§ **AIM**: Your task is to reproduce, verbatim and without pictures, the lines from the opening of the listing through the line containing "string; row: string".

§ **DATA**:
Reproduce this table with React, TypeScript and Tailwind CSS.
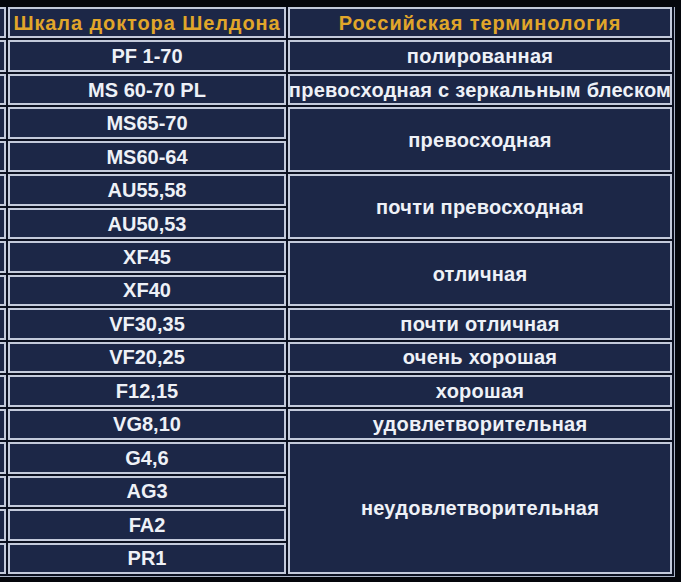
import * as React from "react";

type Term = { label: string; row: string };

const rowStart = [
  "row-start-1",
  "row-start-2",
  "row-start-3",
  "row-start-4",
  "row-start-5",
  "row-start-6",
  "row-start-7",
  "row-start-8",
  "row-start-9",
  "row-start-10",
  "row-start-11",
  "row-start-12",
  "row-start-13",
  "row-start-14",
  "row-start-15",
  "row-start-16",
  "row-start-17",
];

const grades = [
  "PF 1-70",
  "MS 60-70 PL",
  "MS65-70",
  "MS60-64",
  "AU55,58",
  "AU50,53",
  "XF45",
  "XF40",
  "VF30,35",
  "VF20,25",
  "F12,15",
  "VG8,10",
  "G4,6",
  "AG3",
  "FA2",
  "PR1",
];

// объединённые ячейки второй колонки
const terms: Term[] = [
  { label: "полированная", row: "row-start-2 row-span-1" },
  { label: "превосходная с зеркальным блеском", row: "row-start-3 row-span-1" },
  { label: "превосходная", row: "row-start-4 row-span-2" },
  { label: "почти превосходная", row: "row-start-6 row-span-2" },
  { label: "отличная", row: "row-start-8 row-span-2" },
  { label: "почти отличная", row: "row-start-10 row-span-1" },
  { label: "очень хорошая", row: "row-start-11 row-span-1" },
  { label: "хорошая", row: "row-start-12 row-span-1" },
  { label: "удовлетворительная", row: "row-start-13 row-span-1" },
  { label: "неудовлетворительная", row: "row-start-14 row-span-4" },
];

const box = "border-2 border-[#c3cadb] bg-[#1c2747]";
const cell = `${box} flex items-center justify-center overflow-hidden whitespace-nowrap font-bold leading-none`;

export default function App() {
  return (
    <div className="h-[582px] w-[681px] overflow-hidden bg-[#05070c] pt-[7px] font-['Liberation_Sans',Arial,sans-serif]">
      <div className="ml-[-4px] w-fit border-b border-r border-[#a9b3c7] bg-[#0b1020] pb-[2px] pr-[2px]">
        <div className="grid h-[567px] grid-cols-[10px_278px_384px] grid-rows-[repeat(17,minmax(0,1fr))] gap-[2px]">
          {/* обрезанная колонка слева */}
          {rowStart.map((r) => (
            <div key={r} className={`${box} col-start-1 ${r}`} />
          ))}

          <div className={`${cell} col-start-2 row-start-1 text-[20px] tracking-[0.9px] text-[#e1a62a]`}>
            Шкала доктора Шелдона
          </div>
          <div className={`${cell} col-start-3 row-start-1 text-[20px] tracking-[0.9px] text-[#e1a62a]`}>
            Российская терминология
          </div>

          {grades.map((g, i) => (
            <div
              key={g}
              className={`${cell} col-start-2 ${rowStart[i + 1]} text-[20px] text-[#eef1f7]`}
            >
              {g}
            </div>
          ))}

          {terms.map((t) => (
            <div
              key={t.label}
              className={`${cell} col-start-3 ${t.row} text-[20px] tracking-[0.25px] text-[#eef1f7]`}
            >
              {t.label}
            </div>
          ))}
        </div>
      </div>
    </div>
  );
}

§ **OUTPUT FOR THIS EXERCISE**:
Reproduce this table with React, TypeScript and Tailwind CSS.
import * as React from "react";

type Term = { label: string; row: string };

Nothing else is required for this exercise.